Baby Boomers and Millennialism

Everybody agrees there appears to be a mutual feeling of despair and hopelessness about the current state of affairs inside our country. The focus of blame is pointing fingers at the current administration and other generations that has been at the helm of government now for many decades. While holding this reign of power, these power mongers are perceived to be self-righteous and ethically lacking any commitment to the people they serve but rather aid only those who cater their needs and self-wealth. It is becoming clearer as every day goes by the current government official is morally inferior and is determined to pursue only those goals that are beneficial to his or her own personal benefactors / donators of large campaign contributions. Their conduct has not gone unnoticed as there is a powerful group growing that is understandably very upset with this generation and will sooner than anticipated used their new found political clout to regain control of our country and renegotiate the almost extinct moral values that have been disappearing rapidly in the past few elections.

Generations are people – they have specific values, qualities and personalities that shape or make ideals into reality with their growth in age and knowledge. Today’s youth are ready to take over the mess that baby boomers have created while in corporate power or political influences. Contrary to the now defunct baby boomers, the new generations of Millienialism people are in fact very self-confident, superbly expressive with social media and always looking for change. This group is ethnically charged and diverse, they are a different breed unlike the stereotyped baby boomers that were rigid in forms, morality and political actions. This diversity is driving a most electrifying, most educated bunch of young people in doing new great things for this country without fear of failures or trying to acquire these goals. Growing up in a struggling economy and realizing how hard it is to find a job gives them empathy and not apathy like the baby boomer now content to look forward to their retirement and social security. Set back by lies, false promises and political rhetoric that was deception from the start, they have a eyes wide open approach not be misled again and be a driving force to ensure their future is preserved on their own terms and not those of the past.

The days of muting voices and silencing all people are gone by. These young people are experts in the high technology to exemplify their voices and modes of self-expression. They know how to get their points across a media base and do so effectively. Unlike the baby boomers, they use video clips to announce themselves to the world and marked themselves different in many other ways to stand away from the crowd and show their individualism so important to them. This group expresses themselves in many forms that validate their presence in society. They tattoo, pierce, and dress different from the other generations but conceal their arts of expression under their apparels as if walking among us in stealth mode. Strangely they do just the opposite with their passion and hide nothing about their feelings. Many are highly educated and waiting for a chance to step up and challenge current traditions and customs with their own.

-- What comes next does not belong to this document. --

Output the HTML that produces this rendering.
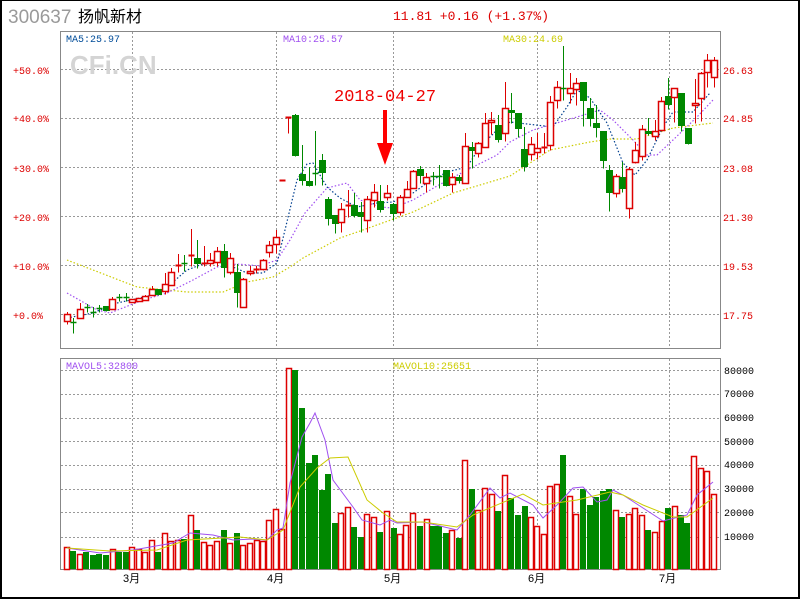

The Pew Research groups says that “Despite struggling (and often failing) to find jobs in the teeth of a recession, about nine-in-ten either say that they currently have enough money or that they will eventually meet their long-term financial goals. But at the moment, fully 37% of 18- to 29-year-olds are unemployed or out of the workforce, the highest share among this age group in more than three decades. Politically speaking they are identified as “as a by-product of protective parents, the age of terrorism or a media culture that focuses on dangers, they cast a wary eye on human nature. Two-thirds say “you can’t be too careful” when dealing with people. Yet they are less skeptical than their elders of government. More so than other generations, they believe government should do more to solve problems. They are the least overtly religious American generation in modern times. One-in-four are unaffiliated with any religion, far more than the share of older adults when they were ages 18 to 29. Yet not belonging does not necessarily mean not believing. Millennials pray about as often as their elders did in their own youth. Reading the articles on one would be very surprised to read about their political views on government and when comparing them to those of the present and past, you may indeed sense a shift of ideology coming down the road for America’s future.

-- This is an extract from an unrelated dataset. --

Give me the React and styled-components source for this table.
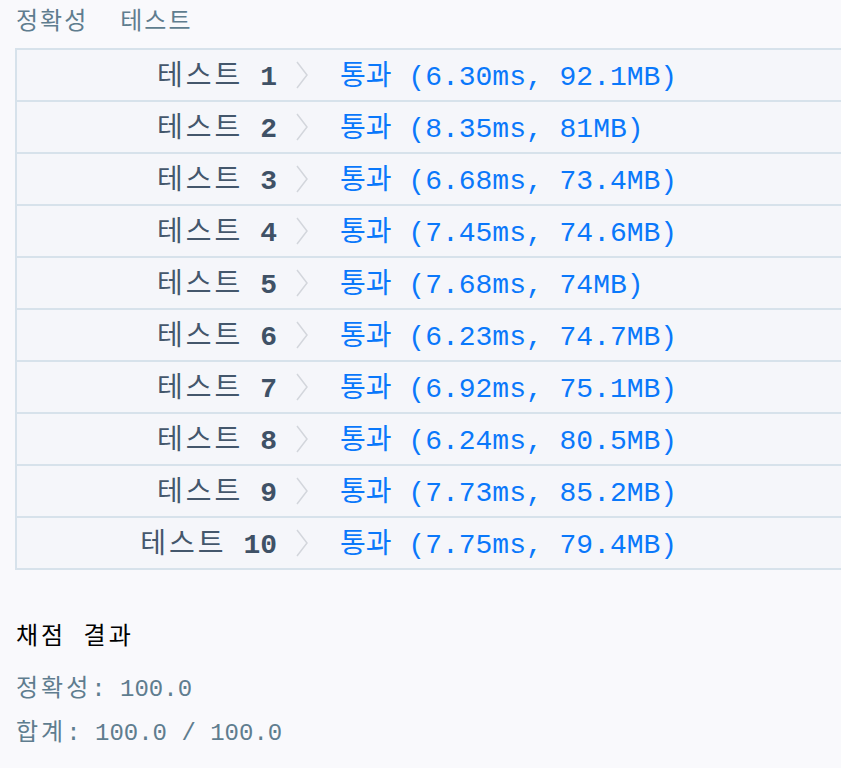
import styled, { createGlobalStyle } from 'styled-components';

const GlobalStyle = createGlobalStyle`
  html, body {
    margin: 0;
    padding: 0;
    background: #f9f9fc;
    overflow: hidden;
  }
  body {
    font-family: "Liberation Mono", "Noto Sans CJK KR", monospace;
  }
`;

const StyledPage = styled.div`
  padding-left: 15px;
  width: 1000px;
`;

const StyledKo = styled.span`
  letter-spacing: ${({ $spacing }) => $spacing || '3px'};
`;

const StyledHeader = styled.div`
  display: flex;
  gap: 32px;
  padding: 6px 0 0 1px;
  height: 34px;
  line-height: 34px;
  font-size: 24px;
  color: #5f7d8f;
`;

const StyledTable = styled.div`
  margin-top: 8px;
  border: 2px solid #d7e2eb;
  border-right: none;
  background: #f5f6fa;
`;

const StyledRow = styled.div`
  display: grid;
  grid-template-columns: 260px 63px 1fr;
  align-items: center;
  height: 46px;
  padding-bottom: 4px;
  font-size: 28px;
  border-top: ${({ $first }) => ($first ? 'none' : '2px solid #d7e2eb')};
`;

const StyledLabel = styled.span`
  text-align: right;
  color: #44576c;
  white-space: pre;
`;

const StyledNumber = styled.span`
  font-weight: bold;
  color: #3f5166;
`;

const StyledChevron = styled.svg`
  width: 14px;
  height: 28px;
  margin: 4px 0 0 18px;
  stroke: #d3d6dc;
  fill: none;
  stroke-width: 1.5;
`;

const StyledResult = styled.span`
  color: #0a78fa;
  white-space: pre;
`;

const StyledSummaryTitle = styled.div`
  margin-top: 48px;
  padding-left: 1px;
  height: 40px;
  line-height: 40px;
  font-size: 24px;
  color: #000;
`;

const StyledSummaryLine = styled.div`
  padding-left: 1px;
  height: 44px;
  line-height: 44px;
  font-size: 24px;
  color: #5f7d8f;
  white-space: pre;
`;

const StyledSummary = styled.div`
  margin-top: 10px;
`;

const tests = [
  ['6.30ms', '92.1MB'],
  ['8.35ms', '81MB'],
  ['6.68ms', '73.4MB'],
  ['7.45ms', '74.6MB'],
  ['7.68ms', '74MB'],
  ['6.23ms', '74.7MB'],
  ['6.92ms', '75.1MB'],
  ['6.24ms', '80.5MB'],
  ['7.73ms', '85.2MB'],
  ['7.75ms', '79.4MB'],
];

const App = () => (
  <>
    <GlobalStyle />
    <StyledPage>
      <StyledHeader>
        <StyledKo $spacing="2px">정확성</StyledKo>
        <StyledKo $spacing="2px">테스트</StyledKo>
      </StyledHeader>
      <StyledTable>
        {tests.map(([time, mem], i) => (
          <StyledRow key={i} $first={i === 0}>
            <StyledLabel>
              <StyledKo>테스트</StyledKo> <StyledNumber>{i + 1}</StyledNumber>
            </StyledLabel>
            <StyledChevron viewBox="0 0 14 28">
              <path d="M2 1 L12 14 L2 27" />
            </StyledChevron>
            <StyledResult>{`통과 (${time}, ${mem})`}</StyledResult>
          </StyledRow>
        ))}
      </StyledTable>
      <StyledSummaryTitle>
        <StyledKo>채점 결과</StyledKo>
      </StyledSummaryTitle>
      <StyledSummary>
        <StyledSummaryLine>
          <StyledKo>정확성</StyledKo>: 100.0
        </StyledSummaryLine>
        <StyledSummaryLine>
          <StyledKo>합계</StyledKo>: 100.0 / 100.0
        </StyledSummaryLine>
      </StyledSummary>
    </StyledPage>
  </>
);

export default App;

Plagiarizing in the open but citing the source the following information reveals their ideas:

· By a 54 percent to 39 percent margin, Millennials favor a bigger government with more services, over a smaller government with fewer services, almost the reverse of the attitudes of older generations. While older generations are split on the question,

· Millennials by a clear 51% to 43% margin believe government needs to regulate business to protect the public interest rather than accepting the GOP argument that such regulation usually does more harm than good. On another issue that divides partisans,

· Millennials, by 62% to 34%, favor the Supreme Court basing its decisions on what the Constitution currently means rather than how it was originally written.

· Millennials are equally unified against GOP conservatism on most of the current hot button social issues. By 64% to 31, Millennials favor gay marriage; only 40% of older voters agree with them on that issue.

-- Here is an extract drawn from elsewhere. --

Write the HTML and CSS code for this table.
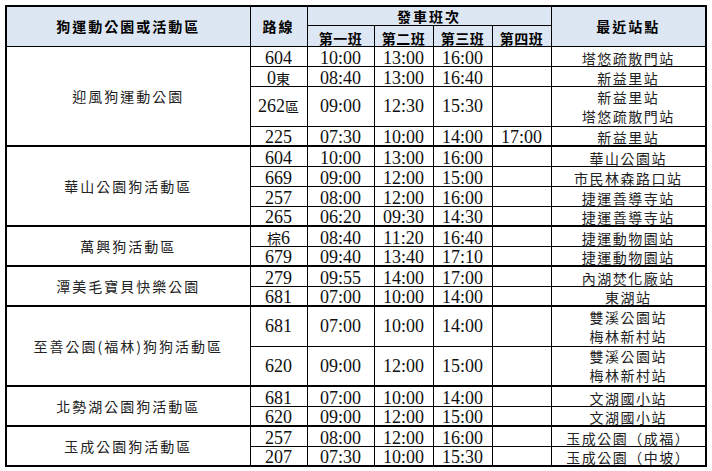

· By an overwhelming 82% to 16% margin, Millennials also favor a pathway to citizenship for undocumented immigrants.

· The Millennials’ belief in sharing and inclusion extends to foreign policy, with 64% of them believing that the United States must take into account the interests of its international allies, even if this involves compromise.

· While it is almost inevitable that attitudes like these will form the core of the nation’s civic ethos by the end of this decade, when Millennials will represent more than one out of every three adult Americans, the choice of which path to choose will be before the country in a much clearer and more immediate way in 2012.